### WHAT YOU NEED TO DO
Extract every line where the string "screenshot" appears.

### SUPPLIED DATA
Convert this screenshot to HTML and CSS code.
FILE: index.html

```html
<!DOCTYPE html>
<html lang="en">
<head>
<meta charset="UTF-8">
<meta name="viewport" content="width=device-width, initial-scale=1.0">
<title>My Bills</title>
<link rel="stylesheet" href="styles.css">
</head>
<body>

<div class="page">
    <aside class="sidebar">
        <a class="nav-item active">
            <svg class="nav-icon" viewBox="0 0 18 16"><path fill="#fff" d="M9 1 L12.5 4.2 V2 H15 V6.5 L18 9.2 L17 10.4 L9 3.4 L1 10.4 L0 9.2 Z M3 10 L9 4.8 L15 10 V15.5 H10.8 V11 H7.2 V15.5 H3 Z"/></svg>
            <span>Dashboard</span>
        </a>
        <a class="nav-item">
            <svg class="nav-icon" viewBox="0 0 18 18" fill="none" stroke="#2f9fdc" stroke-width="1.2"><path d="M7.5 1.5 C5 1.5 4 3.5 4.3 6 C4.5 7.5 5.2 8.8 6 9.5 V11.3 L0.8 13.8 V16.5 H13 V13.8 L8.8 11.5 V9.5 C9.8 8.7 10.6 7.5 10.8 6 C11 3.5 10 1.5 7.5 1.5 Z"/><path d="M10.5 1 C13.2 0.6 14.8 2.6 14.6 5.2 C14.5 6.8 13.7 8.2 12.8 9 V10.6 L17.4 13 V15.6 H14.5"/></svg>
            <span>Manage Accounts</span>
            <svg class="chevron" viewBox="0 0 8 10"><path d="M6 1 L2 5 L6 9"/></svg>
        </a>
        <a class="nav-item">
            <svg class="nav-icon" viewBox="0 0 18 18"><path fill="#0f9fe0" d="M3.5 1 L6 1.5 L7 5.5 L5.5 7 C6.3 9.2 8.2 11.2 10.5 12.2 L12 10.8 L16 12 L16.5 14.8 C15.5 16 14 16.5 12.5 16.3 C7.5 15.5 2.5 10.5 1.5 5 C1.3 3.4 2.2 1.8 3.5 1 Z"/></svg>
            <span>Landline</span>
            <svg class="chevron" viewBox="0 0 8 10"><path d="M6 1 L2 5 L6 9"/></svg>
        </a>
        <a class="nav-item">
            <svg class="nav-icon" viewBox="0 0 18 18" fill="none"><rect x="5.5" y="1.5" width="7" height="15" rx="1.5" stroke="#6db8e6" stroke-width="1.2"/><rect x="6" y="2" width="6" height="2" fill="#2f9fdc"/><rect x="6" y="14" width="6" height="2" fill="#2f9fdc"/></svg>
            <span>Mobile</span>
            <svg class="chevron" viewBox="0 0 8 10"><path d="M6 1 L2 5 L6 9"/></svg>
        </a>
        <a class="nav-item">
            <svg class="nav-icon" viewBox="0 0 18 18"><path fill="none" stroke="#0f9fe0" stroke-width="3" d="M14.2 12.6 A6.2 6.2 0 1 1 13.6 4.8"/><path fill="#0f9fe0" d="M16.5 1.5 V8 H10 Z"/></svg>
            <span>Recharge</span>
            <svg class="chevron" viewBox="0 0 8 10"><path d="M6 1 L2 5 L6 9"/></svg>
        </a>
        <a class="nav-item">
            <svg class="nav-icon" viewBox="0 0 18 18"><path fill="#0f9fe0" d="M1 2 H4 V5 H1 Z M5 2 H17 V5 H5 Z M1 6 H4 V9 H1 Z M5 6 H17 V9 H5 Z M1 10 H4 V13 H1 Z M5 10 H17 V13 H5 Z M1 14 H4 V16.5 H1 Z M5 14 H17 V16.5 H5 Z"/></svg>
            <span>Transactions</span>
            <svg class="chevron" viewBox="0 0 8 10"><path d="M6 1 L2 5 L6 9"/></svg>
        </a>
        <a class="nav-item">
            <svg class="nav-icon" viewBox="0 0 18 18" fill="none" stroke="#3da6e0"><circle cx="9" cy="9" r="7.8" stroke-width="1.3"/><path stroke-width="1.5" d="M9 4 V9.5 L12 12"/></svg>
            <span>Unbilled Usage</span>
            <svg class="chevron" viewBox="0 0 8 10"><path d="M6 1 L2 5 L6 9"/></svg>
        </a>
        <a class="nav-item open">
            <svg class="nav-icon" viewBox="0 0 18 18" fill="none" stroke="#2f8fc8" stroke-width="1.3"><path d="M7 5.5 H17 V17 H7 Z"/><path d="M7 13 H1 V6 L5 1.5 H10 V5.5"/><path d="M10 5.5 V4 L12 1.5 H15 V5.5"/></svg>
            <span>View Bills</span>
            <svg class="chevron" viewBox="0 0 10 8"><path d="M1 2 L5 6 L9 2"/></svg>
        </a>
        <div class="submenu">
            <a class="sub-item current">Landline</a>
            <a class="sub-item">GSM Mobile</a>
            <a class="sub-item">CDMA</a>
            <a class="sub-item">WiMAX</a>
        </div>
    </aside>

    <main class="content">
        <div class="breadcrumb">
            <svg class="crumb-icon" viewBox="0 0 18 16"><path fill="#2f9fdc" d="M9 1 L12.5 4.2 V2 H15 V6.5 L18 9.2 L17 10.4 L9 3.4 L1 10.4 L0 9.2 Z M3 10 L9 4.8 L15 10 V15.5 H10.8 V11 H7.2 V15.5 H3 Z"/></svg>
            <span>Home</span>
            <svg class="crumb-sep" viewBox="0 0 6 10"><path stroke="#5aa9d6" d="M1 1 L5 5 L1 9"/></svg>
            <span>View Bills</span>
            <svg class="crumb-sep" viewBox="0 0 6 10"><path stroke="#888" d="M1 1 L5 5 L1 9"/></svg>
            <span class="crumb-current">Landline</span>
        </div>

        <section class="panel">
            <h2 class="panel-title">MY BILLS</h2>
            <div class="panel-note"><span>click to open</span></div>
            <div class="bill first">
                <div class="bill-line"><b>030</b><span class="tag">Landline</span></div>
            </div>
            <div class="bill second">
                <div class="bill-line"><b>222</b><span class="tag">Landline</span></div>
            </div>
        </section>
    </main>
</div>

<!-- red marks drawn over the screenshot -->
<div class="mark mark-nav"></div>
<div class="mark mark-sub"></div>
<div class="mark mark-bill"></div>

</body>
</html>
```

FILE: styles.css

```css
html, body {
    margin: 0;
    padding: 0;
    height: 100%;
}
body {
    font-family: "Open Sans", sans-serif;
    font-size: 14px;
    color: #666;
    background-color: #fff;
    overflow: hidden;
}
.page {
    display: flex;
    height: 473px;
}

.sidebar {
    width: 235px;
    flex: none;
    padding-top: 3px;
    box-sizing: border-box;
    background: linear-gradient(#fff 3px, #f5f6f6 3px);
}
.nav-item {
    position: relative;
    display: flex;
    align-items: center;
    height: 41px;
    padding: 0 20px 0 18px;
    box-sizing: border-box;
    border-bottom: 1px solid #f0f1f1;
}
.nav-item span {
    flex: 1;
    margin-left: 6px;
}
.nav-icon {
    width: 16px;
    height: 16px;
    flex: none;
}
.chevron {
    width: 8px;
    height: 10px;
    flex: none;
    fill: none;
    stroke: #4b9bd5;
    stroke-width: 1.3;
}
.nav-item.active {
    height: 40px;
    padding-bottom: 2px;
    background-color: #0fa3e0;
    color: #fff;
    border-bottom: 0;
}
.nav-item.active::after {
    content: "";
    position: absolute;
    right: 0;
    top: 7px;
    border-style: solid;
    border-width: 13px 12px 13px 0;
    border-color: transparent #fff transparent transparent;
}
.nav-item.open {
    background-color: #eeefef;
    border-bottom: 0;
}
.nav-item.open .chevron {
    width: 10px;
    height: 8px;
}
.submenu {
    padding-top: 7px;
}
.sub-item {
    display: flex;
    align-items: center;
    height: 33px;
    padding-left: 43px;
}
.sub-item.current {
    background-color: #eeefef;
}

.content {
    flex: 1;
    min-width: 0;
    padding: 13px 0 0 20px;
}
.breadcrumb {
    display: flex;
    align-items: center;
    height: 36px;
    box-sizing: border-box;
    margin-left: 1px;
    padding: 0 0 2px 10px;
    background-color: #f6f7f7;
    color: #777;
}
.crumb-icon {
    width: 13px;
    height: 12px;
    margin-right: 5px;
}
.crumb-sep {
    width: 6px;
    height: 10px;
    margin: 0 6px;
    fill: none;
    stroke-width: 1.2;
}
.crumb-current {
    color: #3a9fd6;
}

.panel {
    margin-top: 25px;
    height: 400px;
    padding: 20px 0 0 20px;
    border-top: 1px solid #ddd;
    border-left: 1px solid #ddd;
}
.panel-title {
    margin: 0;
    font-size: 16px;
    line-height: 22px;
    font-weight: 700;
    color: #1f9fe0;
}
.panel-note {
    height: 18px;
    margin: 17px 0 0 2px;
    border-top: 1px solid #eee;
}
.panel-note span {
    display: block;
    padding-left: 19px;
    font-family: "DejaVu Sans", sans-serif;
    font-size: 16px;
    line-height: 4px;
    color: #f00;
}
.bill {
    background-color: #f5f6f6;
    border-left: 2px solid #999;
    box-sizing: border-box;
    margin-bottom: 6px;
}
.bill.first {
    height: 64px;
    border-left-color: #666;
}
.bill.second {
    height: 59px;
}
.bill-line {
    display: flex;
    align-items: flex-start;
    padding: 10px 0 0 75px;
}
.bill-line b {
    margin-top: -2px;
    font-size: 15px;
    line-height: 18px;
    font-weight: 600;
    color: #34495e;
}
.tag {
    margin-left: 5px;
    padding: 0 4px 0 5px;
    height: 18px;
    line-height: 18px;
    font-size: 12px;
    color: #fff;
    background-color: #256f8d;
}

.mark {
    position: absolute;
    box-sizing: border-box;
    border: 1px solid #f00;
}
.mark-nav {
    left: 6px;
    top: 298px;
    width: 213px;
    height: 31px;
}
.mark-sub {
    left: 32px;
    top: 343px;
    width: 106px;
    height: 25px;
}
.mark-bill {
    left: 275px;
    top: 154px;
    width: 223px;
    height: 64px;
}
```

### REPLY
Convert this screenshot to HTML and CSS code.
<!-- red marks drawn over the screenshot -->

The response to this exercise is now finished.